• **What you need to do**
Output every line exactly as written. Leave out pictures.

(Dataset excerpt)
━━━━━━━━━━━━━━━━

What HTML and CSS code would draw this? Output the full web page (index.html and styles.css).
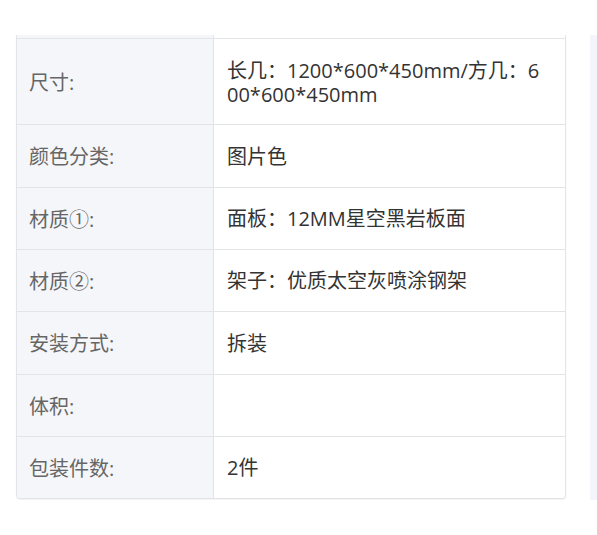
FILE: index.html
```html
<!DOCTYPE html>
<html lang="zh">
<head>
<meta charset="utf-8">
<link rel="stylesheet" href="styles.css">
</head>
<body>
<div class="page">
  <div class="spec">
    <div class="row row-cut"><div class="k"></div><div class="v"></div></div>
    <div class="row"><div class="k">尺寸:</div><div class="v">长几：1200*600*450mm/方几：600*600*450mm</div></div>
    <div class="row"><div class="k">颜色分类:</div><div class="v">图片色</div></div>
    <div class="row"><div class="k">材质①:</div><div class="v">面板：12MM星空黑岩板面</div></div>
    <div class="row"><div class="k">材质②:</div><div class="v">架子：优质太空灰喷涂钢架</div></div>
    <div class="row"><div class="k">安装方式:</div><div class="v">拆装</div></div>
    <div class="row"><div class="k">体积:</div><div class="v"></div></div>
    <div class="row"><div class="k">包装件数:</div><div class="v">2件</div></div>
  </div>
  <div class="side"></div>
</div>
</body>
</html>
```
FILE: styles.css
```css
html, body {
  margin: 0;
  padding: 0;
  background: #fff;
  overflow: hidden;
}
body {
  font-family: "Open Sans", "Noto Sans CJK SC", sans-serif;
  font-size: 20px;
}
.page {
  display: flex;
  align-items: flex-start;
  padding: 35px 0 0 16px;
  gap: 24px;
}
.spec {
  width: 550px;
  flex: none;
  border: 1px solid #e3e4e8;
  border-top: none;
  border-radius: 0 0 4px 4px;
  overflow: hidden;
  box-sizing: border-box;
  box-shadow: 0 1px 2px rgba(0,0,0,0.06);
}
.row {
  display: grid;
  grid-template-columns: 197px 1fr;
  border-top: 1px solid #e3e4e8;
}
.row-cut {
  border-top: none;
  height: 3px;
}
.k {
  display: flex;
  align-items: center;
  background: #f5f6fa;
  border-right: 1px solid #e3e4e8;
  color: #666;
  padding: 20px 12px 17.33px;
  line-height: 24px;
}
.v {
  color: #333;
  padding: 19.5px 21px 17.83px 13px;
  line-height: 24px;
  word-break: break-all;
}
.row-cut .k, .row-cut .v {
  padding: 0;
}
.side {
  flex: none;
  width: 20px;
  height: 465px;
  background: #f4f5fa;
}
```
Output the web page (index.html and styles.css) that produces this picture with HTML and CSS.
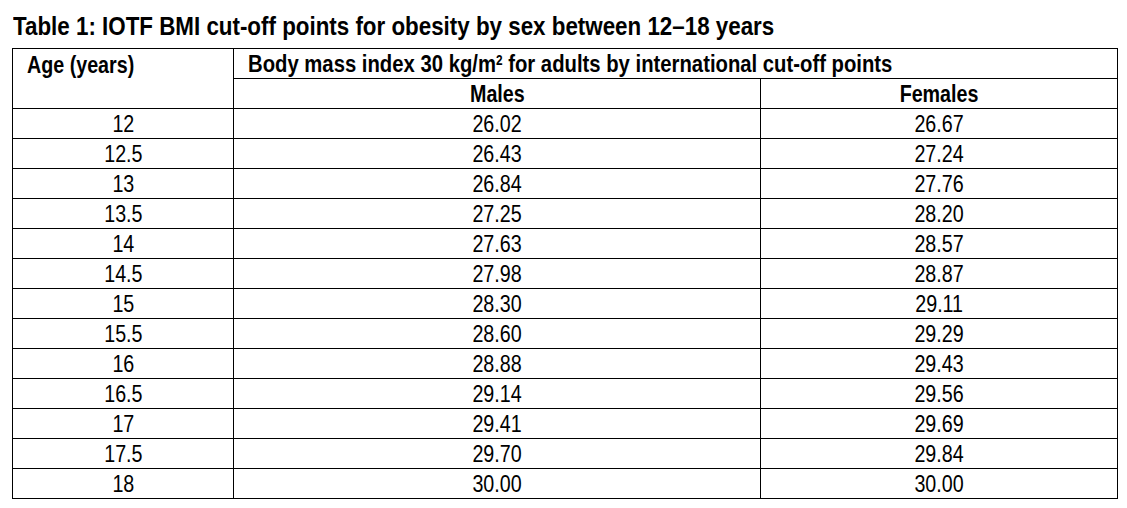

━━━━━━━━━━━━━━━━

• **The solution**
What HTML and CSS code would draw this? Output the full web page (index.html and styles.css).
FILE: index.html
```html
<!DOCTYPE html>
<html lang="zh">
<head>
<meta charset="utf-8">
<link rel="stylesheet" href="styles.css">
</head>
<body>
<div class="page">
  <div class="spec">
    <div class="row row-cut"><div class="k"></div><div class="v"></div></div>
    <div class="row"><div class="k">尺寸:</div><div class="v">长几：1200*600*450mm/方几：600*600*450mm</div></div>
    <div class="row"><div class="k">颜色分类:</div><div class="v">图片色</div></div>
    <div class="row"><div class="k">材质①:</div><div class="v">面板：12MM星空黑岩板面</div></div>
    <div class="row"><div class="k">材质②:</div><div class="v">架子：优质太空灰喷涂钢架</div></div>
    <div class="row"><div class="k">安装方式:</div><div class="v">拆装</div></div>
    <div class="row"><div class="k">体积:</div><div class="v"></div></div>
    <div class="row"><div class="k">包装件数:</div><div class="v">2件</div></div>
  </div>
  <div class="side"></div>
</div>
</body>
</html>
```
FILE: styles.css
```css
html, body {
  margin: 0;
  padding: 0;
  background: #fff;
  overflow: hidden;
}
body {
  font-family: "Open Sans", "Noto Sans CJK SC", sans-serif;
  font-size: 20px;
}
.page {
  display: flex;
  align-items: flex-start;
  padding: 35px 0 0 16px;
  gap: 24px;
}
.spec {
  width: 550px;
  flex: none;
  border: 1px solid #e3e4e8;
  border-top: none;
  border-radius: 0 0 4px 4px;
  overflow: hidden;
  box-sizing: border-box;
  box-shadow: 0 1px 2px rgba(0,0,0,0.06);
}
.row {
  display: grid;
  grid-template-columns: 197px 1fr;
  border-top: 1px solid #e3e4e8;
}
.row-cut {
  border-top: none;
  height: 3px;
}
.k {
  display: flex;
  align-items: center;
  background: #f5f6fa;
  border-right: 1px solid #e3e4e8;
  color: #666;
  padding: 20px 12px 17.33px;
  line-height: 24px;
}
.v {
  color: #333;
  padding: 19.5px 21px 17.83px 13px;
  line-height: 24px;
  word-break: break-all;
}
.row-cut .k, .row-cut .v {
  padding: 0;
}
.side {
  flex: none;
  width: 20px;
  height: 465px;
  background: #f4f5fa;
}
```
Output the web page (index.html and styles.css) that produces this picture with HTML and CSS.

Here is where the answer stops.